-- start --

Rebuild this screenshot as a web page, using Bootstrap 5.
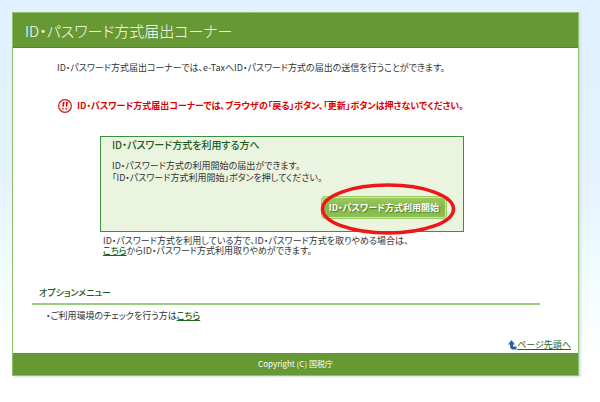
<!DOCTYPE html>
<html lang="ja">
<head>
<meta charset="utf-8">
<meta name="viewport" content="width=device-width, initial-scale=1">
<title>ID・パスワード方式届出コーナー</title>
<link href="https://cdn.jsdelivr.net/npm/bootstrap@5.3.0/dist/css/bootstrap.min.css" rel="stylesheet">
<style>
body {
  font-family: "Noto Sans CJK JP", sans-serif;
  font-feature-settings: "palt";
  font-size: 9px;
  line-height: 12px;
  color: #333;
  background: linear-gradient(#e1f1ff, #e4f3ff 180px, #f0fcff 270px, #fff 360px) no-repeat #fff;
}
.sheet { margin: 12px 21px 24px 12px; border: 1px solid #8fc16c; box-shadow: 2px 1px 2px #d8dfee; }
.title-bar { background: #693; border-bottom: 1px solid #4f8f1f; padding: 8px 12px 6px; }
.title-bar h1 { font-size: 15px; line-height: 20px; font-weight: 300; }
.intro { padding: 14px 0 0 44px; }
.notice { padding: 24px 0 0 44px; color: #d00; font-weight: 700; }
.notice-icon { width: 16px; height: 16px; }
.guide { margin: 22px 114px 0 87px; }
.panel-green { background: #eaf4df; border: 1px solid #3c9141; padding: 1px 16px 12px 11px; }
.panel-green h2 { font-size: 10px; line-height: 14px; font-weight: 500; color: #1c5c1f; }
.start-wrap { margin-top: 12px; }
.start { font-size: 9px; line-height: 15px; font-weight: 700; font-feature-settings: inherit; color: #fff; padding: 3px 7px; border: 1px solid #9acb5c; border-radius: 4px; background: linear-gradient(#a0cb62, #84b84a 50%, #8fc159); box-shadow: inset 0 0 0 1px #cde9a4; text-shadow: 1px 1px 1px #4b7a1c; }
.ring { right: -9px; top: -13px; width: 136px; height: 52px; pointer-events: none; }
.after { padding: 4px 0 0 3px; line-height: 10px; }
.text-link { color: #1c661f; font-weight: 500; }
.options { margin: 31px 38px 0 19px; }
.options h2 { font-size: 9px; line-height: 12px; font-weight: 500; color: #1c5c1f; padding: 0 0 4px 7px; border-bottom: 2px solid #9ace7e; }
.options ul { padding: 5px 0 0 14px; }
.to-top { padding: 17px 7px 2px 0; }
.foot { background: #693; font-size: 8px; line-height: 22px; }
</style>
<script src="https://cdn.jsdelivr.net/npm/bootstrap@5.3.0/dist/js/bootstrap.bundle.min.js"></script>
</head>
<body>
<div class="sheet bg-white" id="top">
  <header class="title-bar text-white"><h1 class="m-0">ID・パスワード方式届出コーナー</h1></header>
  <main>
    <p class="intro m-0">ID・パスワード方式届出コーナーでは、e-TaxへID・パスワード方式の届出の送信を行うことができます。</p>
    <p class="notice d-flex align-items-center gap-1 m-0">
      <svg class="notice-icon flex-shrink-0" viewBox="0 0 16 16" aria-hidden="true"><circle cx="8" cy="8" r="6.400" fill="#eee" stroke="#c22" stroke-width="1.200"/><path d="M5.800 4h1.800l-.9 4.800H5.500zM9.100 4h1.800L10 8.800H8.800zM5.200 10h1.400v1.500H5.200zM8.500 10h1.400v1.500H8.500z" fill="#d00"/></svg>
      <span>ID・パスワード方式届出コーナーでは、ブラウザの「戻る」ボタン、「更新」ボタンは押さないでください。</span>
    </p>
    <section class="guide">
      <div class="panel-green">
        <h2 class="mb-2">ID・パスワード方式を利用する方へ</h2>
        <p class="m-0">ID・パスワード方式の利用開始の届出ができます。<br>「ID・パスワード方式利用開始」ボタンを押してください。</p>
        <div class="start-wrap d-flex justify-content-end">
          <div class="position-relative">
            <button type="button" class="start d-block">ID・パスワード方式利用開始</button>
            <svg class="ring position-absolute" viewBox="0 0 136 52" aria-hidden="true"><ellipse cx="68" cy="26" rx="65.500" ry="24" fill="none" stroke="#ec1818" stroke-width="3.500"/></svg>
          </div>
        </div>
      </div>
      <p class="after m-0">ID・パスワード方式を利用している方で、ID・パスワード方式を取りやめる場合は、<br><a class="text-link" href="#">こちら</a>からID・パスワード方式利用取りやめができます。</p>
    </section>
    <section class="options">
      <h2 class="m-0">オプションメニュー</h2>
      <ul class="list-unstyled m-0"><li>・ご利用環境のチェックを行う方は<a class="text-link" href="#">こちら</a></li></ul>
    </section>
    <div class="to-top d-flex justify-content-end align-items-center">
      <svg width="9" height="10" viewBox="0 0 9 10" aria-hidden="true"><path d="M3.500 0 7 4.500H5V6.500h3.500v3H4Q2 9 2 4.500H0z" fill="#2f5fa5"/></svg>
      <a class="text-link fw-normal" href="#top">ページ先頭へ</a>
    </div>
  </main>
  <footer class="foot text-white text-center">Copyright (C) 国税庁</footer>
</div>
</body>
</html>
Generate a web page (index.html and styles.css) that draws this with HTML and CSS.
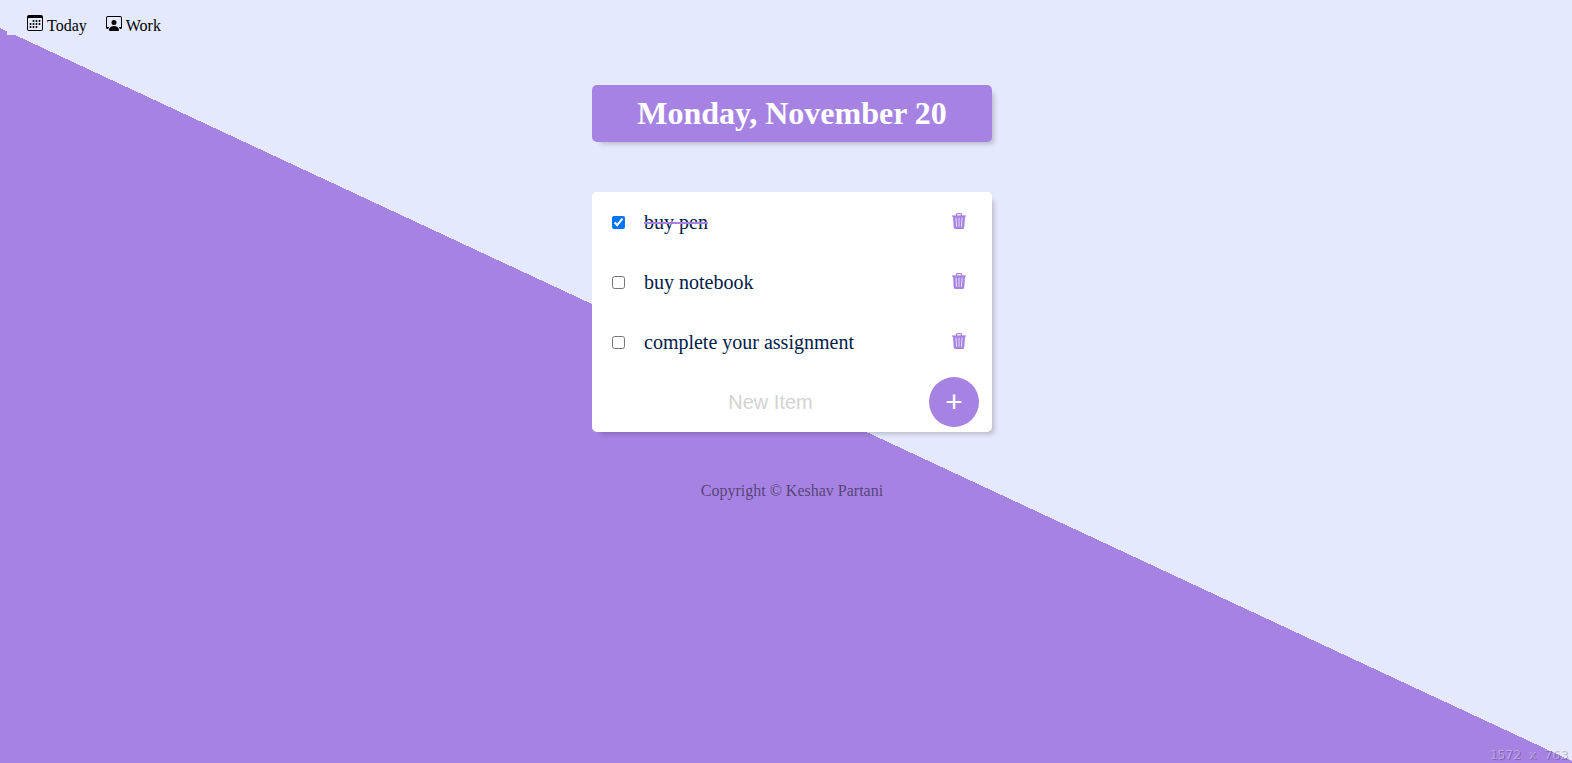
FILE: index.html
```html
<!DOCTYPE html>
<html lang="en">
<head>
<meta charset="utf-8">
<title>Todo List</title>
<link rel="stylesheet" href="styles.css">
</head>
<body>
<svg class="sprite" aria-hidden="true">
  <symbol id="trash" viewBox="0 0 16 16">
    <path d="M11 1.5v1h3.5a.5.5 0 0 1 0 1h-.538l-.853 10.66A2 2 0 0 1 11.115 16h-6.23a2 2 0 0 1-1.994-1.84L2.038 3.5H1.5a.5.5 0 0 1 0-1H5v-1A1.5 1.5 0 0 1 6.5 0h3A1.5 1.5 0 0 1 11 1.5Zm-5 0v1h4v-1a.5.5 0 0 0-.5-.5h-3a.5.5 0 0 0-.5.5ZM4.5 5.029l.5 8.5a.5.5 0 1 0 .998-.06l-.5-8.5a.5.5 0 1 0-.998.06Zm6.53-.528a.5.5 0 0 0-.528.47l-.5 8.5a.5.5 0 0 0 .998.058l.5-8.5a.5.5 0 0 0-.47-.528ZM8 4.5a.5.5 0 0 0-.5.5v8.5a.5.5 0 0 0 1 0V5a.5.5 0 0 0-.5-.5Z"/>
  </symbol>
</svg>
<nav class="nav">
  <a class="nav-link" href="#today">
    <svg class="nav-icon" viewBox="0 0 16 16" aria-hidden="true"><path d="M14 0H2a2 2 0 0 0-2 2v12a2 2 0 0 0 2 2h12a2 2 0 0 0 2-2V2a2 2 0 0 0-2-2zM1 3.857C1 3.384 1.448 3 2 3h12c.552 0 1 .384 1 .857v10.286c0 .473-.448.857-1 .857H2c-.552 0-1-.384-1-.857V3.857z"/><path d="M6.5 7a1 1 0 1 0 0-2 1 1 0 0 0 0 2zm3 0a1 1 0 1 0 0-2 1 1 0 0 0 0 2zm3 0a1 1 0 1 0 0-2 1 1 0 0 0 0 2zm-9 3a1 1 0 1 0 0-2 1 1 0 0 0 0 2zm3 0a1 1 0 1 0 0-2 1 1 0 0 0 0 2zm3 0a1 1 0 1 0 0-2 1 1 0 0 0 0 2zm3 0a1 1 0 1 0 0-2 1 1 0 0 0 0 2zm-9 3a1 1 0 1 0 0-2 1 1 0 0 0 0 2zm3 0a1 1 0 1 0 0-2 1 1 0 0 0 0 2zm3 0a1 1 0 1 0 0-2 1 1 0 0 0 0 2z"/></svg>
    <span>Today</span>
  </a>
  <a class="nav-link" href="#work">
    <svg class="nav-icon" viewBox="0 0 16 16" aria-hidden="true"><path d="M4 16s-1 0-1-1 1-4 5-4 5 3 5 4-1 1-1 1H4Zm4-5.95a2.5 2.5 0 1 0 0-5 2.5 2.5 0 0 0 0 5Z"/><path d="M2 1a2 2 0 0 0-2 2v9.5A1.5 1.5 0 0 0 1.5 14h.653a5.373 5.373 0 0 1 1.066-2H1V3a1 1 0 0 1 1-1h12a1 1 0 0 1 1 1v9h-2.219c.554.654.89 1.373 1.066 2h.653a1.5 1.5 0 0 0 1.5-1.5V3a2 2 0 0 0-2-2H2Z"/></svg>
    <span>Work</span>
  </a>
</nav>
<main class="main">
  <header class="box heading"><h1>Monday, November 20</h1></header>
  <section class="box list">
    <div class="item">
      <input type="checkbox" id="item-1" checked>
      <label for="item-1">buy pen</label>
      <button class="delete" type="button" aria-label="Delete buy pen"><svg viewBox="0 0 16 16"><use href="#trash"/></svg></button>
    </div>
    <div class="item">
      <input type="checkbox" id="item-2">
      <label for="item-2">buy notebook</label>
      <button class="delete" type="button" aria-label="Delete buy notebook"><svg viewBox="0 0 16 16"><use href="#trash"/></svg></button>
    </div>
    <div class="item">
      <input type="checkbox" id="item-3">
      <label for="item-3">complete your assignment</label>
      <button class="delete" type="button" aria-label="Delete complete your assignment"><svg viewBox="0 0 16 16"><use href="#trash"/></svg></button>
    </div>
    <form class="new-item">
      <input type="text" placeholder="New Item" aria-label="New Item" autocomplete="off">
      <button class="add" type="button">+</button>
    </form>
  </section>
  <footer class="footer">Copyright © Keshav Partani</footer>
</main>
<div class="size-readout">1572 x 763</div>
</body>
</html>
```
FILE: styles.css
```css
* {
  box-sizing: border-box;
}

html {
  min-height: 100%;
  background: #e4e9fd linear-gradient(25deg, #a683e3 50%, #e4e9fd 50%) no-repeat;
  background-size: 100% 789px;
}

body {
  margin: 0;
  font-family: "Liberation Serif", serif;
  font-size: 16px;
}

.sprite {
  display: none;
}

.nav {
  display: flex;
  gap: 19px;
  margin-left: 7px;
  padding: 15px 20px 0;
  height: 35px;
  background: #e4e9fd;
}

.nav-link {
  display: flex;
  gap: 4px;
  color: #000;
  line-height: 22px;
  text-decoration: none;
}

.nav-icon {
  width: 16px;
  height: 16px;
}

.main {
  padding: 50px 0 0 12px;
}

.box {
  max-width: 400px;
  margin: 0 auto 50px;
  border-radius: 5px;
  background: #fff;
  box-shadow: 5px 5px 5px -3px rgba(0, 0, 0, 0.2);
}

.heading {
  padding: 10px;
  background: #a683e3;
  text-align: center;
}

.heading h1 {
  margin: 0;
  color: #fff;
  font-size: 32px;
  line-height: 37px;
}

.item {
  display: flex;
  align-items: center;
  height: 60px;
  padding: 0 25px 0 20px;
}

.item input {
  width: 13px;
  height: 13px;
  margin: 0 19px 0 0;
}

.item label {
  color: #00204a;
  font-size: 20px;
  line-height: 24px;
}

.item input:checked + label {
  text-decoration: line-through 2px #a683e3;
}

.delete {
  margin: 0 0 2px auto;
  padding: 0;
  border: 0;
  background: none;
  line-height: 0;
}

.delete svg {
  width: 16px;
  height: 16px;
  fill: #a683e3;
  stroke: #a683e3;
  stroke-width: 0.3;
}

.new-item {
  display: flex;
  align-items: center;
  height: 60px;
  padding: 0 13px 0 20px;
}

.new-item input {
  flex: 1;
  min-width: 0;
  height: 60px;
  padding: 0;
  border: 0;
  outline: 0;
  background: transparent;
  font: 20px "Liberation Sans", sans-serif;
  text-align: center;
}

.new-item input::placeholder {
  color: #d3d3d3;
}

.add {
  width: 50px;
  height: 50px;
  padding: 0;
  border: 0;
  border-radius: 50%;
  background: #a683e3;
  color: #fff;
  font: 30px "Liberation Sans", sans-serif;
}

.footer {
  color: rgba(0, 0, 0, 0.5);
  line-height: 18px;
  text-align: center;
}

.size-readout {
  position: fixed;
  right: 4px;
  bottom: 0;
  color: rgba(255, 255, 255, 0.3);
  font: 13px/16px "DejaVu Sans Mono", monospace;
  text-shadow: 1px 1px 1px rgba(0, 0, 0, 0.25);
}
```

-- end --

- _EXERCISE INSTRUCTIONS_
Report only the count of lines that include the string "index".

- _EXERCISE RESULT_
2